Industri Tembakau Masih Bisa Bertahan Meski Ekonomi Melemah

Industri hasil tembakau menjadi gantungan hidup bagi 2,1 juta anggota rumah tangga.

oleh Nurmayanti diperbarui 11 Feb 2016, 13:28 WIB
Ratusan buruh Indonesia bekerja di pabrik tembakau memproduksi rokok kretek di Malang Jawa Timur, (24/6/2010). (AFP/AMAN RAHMAN)

Liputan6.com, Jakarta - Isu pemutusan hubungan kerja (PHK) sedang menghantui industri di Indonesia. Dari beberapa sektor, industri hasil tembakau (IHT) dinilai yang masih mampu bertahan.

Ini terkuak dari riset Ernst and Young beberapa waktu lalu yang menunjukkan, industri IHT tetap tumbuh di tengah kelesuan ekonomi dan maraknya PHK di berbagai sektor industri. Saat ini ada 5,98 juta orang terlibat secara langsung dan tidak langsung di industri rokok ini.

Adapun total pekerja yang terlibat di industri rokok tumbuh sebesar 60 ribu pekerja dari 5,92 juta pekerja di 2009, menjadi 5,98 juta orang di 2014. IHT juga menjadi gantungan hidup bagi 2,1 juta anggota rumah tangga.

Selain itu, perkebunan cengkeh menyerap lebih dari 1 juta petani cengkeh dengan total nilai industri lebih dari Rp 20 triliun.

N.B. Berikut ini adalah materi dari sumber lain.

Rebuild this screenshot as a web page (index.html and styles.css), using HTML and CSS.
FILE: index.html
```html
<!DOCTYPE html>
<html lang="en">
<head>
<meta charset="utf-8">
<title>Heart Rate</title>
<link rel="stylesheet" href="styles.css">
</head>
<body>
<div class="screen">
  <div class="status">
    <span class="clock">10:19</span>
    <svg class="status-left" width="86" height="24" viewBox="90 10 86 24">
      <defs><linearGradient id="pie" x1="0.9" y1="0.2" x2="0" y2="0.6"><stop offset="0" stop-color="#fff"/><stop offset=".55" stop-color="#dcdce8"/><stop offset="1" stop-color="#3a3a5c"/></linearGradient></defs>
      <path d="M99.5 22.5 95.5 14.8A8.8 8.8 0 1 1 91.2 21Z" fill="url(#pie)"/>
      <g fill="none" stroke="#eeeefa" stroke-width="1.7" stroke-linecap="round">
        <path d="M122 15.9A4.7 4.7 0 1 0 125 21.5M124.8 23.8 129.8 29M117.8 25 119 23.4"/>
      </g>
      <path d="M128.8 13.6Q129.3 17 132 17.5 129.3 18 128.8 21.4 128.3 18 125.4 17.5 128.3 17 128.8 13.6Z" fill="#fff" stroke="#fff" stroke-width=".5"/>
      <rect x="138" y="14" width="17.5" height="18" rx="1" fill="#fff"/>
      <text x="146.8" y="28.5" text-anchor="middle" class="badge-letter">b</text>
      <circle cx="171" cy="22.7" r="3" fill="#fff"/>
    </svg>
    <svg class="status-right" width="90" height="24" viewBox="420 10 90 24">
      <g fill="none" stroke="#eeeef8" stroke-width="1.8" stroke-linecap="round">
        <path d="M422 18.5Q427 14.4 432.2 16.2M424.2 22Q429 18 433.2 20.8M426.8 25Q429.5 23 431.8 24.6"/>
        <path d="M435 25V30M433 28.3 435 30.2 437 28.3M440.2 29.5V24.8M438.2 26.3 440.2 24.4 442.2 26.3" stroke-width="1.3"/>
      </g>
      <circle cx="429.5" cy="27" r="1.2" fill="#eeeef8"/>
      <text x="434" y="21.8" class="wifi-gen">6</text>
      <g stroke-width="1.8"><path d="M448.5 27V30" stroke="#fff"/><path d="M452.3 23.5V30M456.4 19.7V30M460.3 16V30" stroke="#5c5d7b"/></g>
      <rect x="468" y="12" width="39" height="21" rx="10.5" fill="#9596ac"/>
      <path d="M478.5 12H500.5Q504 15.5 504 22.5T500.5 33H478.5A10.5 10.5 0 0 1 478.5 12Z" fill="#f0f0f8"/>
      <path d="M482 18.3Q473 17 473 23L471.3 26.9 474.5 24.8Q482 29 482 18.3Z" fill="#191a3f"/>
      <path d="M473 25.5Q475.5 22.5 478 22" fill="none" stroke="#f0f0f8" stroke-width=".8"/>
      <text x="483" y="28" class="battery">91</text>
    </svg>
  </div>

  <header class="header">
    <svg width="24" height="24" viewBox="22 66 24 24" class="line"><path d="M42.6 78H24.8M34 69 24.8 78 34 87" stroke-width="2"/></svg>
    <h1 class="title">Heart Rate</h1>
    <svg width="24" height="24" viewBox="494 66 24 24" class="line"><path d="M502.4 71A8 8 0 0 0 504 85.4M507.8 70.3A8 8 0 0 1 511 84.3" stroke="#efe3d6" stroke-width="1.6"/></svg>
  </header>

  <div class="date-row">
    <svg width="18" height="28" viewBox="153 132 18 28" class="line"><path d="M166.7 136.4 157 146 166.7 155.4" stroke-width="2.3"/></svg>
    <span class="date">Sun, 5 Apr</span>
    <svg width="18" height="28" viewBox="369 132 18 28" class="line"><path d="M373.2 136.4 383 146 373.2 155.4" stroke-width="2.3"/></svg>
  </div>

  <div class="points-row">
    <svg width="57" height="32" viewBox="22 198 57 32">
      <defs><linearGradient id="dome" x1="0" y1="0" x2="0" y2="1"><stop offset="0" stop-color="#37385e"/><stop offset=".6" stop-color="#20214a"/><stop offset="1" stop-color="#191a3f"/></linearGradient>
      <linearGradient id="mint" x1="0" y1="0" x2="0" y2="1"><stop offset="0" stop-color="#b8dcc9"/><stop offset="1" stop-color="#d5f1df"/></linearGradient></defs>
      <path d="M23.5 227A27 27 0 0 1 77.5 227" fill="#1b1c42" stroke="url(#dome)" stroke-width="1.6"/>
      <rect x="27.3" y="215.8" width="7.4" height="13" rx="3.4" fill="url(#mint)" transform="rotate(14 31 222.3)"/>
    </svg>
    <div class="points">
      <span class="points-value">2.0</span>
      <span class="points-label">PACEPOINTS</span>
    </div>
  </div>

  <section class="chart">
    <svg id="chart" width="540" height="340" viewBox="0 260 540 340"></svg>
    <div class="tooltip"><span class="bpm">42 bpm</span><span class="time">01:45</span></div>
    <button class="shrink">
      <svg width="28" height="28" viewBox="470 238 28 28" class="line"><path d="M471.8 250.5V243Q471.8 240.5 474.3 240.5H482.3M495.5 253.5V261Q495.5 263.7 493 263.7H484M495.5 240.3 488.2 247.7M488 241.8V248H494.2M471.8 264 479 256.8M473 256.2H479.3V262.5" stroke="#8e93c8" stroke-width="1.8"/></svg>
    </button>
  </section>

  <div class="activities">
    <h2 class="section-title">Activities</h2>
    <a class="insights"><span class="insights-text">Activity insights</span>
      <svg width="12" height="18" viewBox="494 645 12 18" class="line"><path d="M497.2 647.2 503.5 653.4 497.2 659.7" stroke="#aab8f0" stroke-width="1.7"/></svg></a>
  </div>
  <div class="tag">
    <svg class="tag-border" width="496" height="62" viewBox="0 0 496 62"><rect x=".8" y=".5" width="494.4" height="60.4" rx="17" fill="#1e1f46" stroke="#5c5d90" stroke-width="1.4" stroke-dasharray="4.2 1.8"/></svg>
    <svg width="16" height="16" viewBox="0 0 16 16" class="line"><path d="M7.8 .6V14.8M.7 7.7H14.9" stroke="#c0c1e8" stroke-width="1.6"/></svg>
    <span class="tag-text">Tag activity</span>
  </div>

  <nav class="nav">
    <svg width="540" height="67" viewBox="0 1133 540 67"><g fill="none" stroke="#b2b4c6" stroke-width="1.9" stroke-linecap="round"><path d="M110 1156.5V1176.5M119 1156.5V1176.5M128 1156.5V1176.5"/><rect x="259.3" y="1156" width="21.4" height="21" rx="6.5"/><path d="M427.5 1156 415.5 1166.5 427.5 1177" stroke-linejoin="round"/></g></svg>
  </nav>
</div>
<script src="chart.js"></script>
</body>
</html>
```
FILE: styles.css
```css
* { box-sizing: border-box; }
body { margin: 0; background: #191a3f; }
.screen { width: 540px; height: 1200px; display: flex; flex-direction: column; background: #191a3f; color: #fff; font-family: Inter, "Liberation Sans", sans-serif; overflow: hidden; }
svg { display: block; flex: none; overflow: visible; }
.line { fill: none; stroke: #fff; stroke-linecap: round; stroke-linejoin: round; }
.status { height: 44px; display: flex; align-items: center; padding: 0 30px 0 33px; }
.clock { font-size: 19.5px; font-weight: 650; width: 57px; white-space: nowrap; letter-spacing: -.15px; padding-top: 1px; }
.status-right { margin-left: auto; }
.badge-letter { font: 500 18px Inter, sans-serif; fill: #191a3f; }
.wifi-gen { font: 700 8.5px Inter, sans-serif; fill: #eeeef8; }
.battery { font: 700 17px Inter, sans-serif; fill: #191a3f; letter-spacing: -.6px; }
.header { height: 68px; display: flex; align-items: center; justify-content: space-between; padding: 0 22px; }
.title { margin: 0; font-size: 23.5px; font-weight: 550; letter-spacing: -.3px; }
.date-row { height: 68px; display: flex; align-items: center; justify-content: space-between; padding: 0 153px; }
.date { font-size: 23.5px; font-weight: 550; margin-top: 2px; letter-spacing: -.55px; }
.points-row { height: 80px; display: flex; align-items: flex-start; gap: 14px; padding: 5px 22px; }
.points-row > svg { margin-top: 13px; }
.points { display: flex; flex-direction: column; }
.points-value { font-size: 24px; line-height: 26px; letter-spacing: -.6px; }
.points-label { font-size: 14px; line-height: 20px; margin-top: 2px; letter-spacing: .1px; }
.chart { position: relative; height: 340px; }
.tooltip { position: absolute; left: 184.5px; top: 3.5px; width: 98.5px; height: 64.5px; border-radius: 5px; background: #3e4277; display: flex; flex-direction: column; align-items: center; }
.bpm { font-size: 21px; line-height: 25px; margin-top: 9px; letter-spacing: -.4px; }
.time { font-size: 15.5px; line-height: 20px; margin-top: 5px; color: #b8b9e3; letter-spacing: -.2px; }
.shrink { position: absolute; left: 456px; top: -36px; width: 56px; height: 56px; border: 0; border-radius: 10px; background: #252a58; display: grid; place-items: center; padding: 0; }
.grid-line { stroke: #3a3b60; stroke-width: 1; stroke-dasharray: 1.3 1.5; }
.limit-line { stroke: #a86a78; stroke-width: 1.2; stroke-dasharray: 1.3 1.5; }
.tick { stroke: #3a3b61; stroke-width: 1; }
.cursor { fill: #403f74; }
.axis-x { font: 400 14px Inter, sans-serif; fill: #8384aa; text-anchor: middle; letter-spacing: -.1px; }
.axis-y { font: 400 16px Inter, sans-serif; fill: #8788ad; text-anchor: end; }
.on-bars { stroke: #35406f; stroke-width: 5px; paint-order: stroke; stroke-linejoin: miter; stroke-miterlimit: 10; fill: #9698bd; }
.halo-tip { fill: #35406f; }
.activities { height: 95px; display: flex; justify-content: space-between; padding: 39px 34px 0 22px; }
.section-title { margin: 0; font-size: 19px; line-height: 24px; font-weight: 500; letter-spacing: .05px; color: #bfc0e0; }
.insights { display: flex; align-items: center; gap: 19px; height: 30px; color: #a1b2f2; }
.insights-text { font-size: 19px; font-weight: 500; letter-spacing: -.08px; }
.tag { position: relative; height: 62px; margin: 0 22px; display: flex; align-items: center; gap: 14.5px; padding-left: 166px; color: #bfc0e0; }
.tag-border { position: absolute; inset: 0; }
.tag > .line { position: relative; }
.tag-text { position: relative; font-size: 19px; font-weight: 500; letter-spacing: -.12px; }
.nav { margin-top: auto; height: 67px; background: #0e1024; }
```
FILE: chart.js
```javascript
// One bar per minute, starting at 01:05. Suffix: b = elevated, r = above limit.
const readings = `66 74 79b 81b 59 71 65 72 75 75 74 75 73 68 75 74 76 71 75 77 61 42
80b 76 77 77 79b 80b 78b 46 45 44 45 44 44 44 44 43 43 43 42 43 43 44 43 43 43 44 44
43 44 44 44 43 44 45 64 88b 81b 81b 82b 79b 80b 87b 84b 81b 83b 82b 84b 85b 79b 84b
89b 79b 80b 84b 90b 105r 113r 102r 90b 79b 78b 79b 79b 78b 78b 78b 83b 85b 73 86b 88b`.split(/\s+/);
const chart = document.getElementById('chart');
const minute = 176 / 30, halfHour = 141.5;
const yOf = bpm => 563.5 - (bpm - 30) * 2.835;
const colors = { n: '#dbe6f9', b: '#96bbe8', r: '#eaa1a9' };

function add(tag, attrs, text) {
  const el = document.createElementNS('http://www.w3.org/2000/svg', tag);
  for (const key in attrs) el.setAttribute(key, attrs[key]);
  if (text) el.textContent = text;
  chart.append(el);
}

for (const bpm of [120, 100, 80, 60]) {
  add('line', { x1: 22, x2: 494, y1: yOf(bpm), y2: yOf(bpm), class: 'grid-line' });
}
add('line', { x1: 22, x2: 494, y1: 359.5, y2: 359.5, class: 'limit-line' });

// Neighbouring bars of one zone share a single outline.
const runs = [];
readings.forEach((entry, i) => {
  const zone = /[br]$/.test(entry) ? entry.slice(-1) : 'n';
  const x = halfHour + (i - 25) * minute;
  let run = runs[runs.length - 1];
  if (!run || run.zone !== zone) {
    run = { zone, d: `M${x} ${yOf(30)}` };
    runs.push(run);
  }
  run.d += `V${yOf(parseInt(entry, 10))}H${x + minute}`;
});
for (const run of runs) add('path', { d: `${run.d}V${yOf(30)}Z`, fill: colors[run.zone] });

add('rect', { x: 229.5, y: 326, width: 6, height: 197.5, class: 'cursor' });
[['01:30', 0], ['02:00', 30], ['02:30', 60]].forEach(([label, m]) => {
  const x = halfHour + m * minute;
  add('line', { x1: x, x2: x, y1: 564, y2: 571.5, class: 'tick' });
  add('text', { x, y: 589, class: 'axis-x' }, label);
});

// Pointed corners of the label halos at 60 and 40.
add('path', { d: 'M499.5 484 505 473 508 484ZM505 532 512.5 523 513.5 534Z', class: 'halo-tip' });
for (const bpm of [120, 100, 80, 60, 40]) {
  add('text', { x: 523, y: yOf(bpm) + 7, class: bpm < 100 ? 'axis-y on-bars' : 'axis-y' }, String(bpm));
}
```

Pengamat ekonomi politik dari Asosiasi Ekonomi Politik Indonesia (AEPI) Salamuddin Daeng menilai, IHT relatif kuat karena terintegrasi dan tidak tergantung banyak terhadap bahan baku impor.

“Walaupun ada komposisi impor, namun bahan baku lokal tetap sangat besar," ujar Daeng di Jakarta, Kamis (11/2/2016).

Dia menuturkan, saat ini banyak perusahaan ambruk akibat masalah moneter dan keuangan. Ditambah dengan kondisi bahan baku impor yang mencapai 70 persen sehingga membebani keuangan.

Berbeda dengan industri rokok atau tembakau. Walaupun terjadi perlambatan ekonomi, tapi konsumen produk ini masih ada sehingga penjualan relatif stabil. Alhasil, efek pelemahan tidak berdampak signifikan.  

Misalkan ketika harga BBM naik, tidak terlalu banyak menghantam industriIHT. Juga ketika terjadi depresiasi rupiah, juga tidak berdampak signifikan seperti ke IHT karena bahan baku lokal masih sangat besar. "Masalah moneter dengan depresiasi rupiah, industri ambruk karena bahan baku impor, langsung kena," tegasnya.

Dari sisi pendapatan, IHT mencapai Rp 540 triliun per tahun. Karena itu, sektor ini mampu berkontribusi kepada negara dalam perpajakan dan cukai mencapai hampir Rp 200 triliun.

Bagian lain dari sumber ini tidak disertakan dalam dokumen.